Frontiers and MDPI are the Walden and Capella of journal publishers. On Reddit, academics have been warning for a long time that most Frontiers and MDPI journals ignore reviewer recommendations and publish low-quality articles. All of their journals are exclusively open access, which means that you always have to pay to publish. Finland has just downgraded hundreds of their journals in their quality ranking system. https://retractionwatch.com/2024/12/24/finland-publication-forum-will-downgrade-hundreds-of-frontiers-and-mdpi-journals/
At the Human Capital Lab, we've launched the Research Fellows Program. Peers in our professions (human capital management and talent development) and interested in other, related topics like distance education and leadership development can now submit papers for review--and be referees on submitted papers. These papers are expected to be brief and relevant to practitioners. We'll publish the accepted articles on our website. When participants meet the writing and refereeing criteria and earn an award level--Associate Research Fellow, Research Fellow, and Senior Research Fellow, we'll award the title and an electronic badge to accompany it. The emphasis is on inclusion, not exclusion. Authors retain full copyrights so they can re-publish or re-purpose their material. And best of all: it's free. Completely. You can check it out at our website, The Human Capital Lab.

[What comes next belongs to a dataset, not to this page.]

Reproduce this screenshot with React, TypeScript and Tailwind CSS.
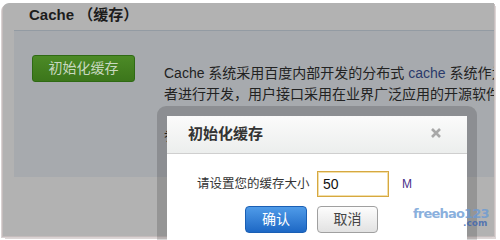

That's another problem in academic publishing - exclusion. While you don't want to publish almost everything to make money, like MDPI and Frontiers, some journals are on the other extreme end. They're not rejecting the vast majority of articles because they're low-quality; they're rejecting them to improve their metrics. Similarly, Ivy Plus schools love receiving a lot of applications because this lowers their acceptance rates. I noticed there was a problem in academic publishing when a professor told the class that it's hard to publish a study when it fails to reject the null hypothesis.
What an absurd (yet all-to-common) take, for two reasons. First, accepting the null tells us that the particular question(s) are probably not worth pursuing further. Closing off these trails provides a service to future researchers. Significance isn't just about finding something new. It can also be about dropping that same new thing, when the research indicates. Second, as it is applies to doctoral theses, the point is conducting the research and showing one's capabilities. Even the "original" and "significant" contribution criteria are overblown. Doctoral dissertations seldom rise to that level. But they do show that the researcher is ready to conduct effective projects. This can be achieved even if the null is not rejected. I guess a third would be: if you're definition of success is rejecting the null, wouldn't that tempt the researcher to either identify research with obvious and predictable outcomes (bad) or even "doctor" (pun intended) the results? (Worse. Much worse.) Research needs to be--as much as possible--unbiased, and the researcher needs to be able to go where the data say.
Many open access journals are pay to publish, but not all of them. Those interested can search for "diamond open access".